The Gibbs free energy is the maximum amount of non-expansion work that can be extracted from a closed system; this maximum can be attained only in a completely reversible process. This maximum work is equal to $H-TS$. What kind of energy is this $TS$ energy? From where does it come if it is not from the internal energy of the system?
So the internal energy $U$ of a system is subject to a thermodynamic relation which looks like $$dU = T~dS-P~dV+\sum_i\mu_i~dN_i$$where $T$ is the temperature, $S$ is the entropy, $P$ is the pressure, $V$ is the volume, $N_i$ are the number of atoms of various species $i$, and $\mu_i$ are their chemical potentials. You can view this as a definition of temperature, pressure, and chemical potential. The symbol $d$, if you have never seen it before, comes from the word "difference" and means "a really tiny change in," so the equation reads, "a really tiny change in internal energy is equal to the temperature times a really tiny change in entropy minus..."

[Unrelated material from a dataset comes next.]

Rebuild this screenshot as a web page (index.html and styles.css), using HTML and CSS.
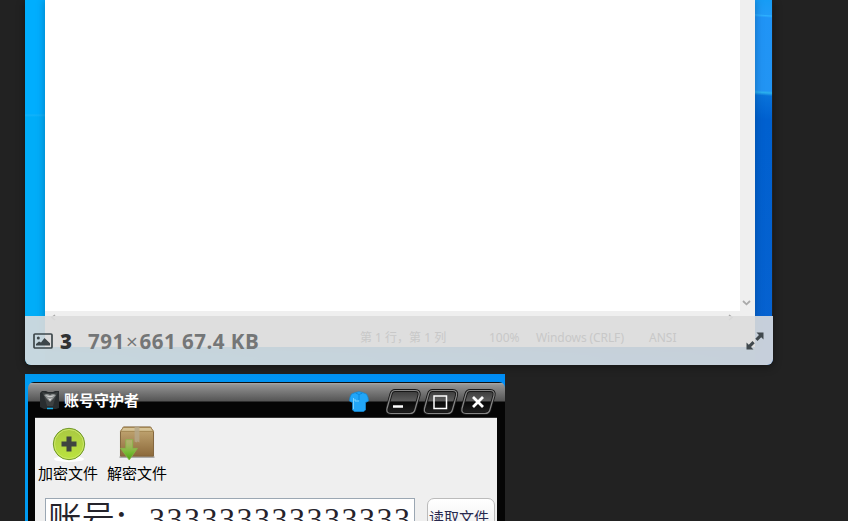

Now this is great if entropy, volume, and the numbers of particles are fixed: it forces the internal energy to stay fixed as well. But what if, say, heat energy can flow into or out of the system? If the system is in good thermal contact with an "environment" that maintains temperature $T$, then it will "borrow energy" from that environment until the temperatures equal each other. It's the same if volume is not fixed: it will "borrow volume" from the environment until the pressures equal each other.
The mathematical trick that we play here is called a "Legendre transform" and amounts to observing that $d(TS) = S~dT + T~dS:$ by subtracting an appropriate quantity from the internal energy $U$ we can produce a relation which again does not vary. For the Gibbs free energy $G = U + PV - TS,$ the relation becomes:$$dG = V~dP - S~dT + \sum_i \mu_i~dN_i,$$and we use it when the system is in contact with an environment with which it doesn't share particles, but does share volume and heat flows. If the pressure, temperature, and particles remain constant, then the Gibbs free energy remains constant even if the internal energy changes. Maybe, say, you've got a constant pressure on a gas condensing into a liquid at its boiling temperature: the internal energy is probably changing, but the Gibbs free energy is not.
If there is a Gibbs-energy change which doesn't come from or go into the internal energy U, then it is coming from or going into the environment that the system is connected with, either in the form of volume expansion or in the form of added entropy.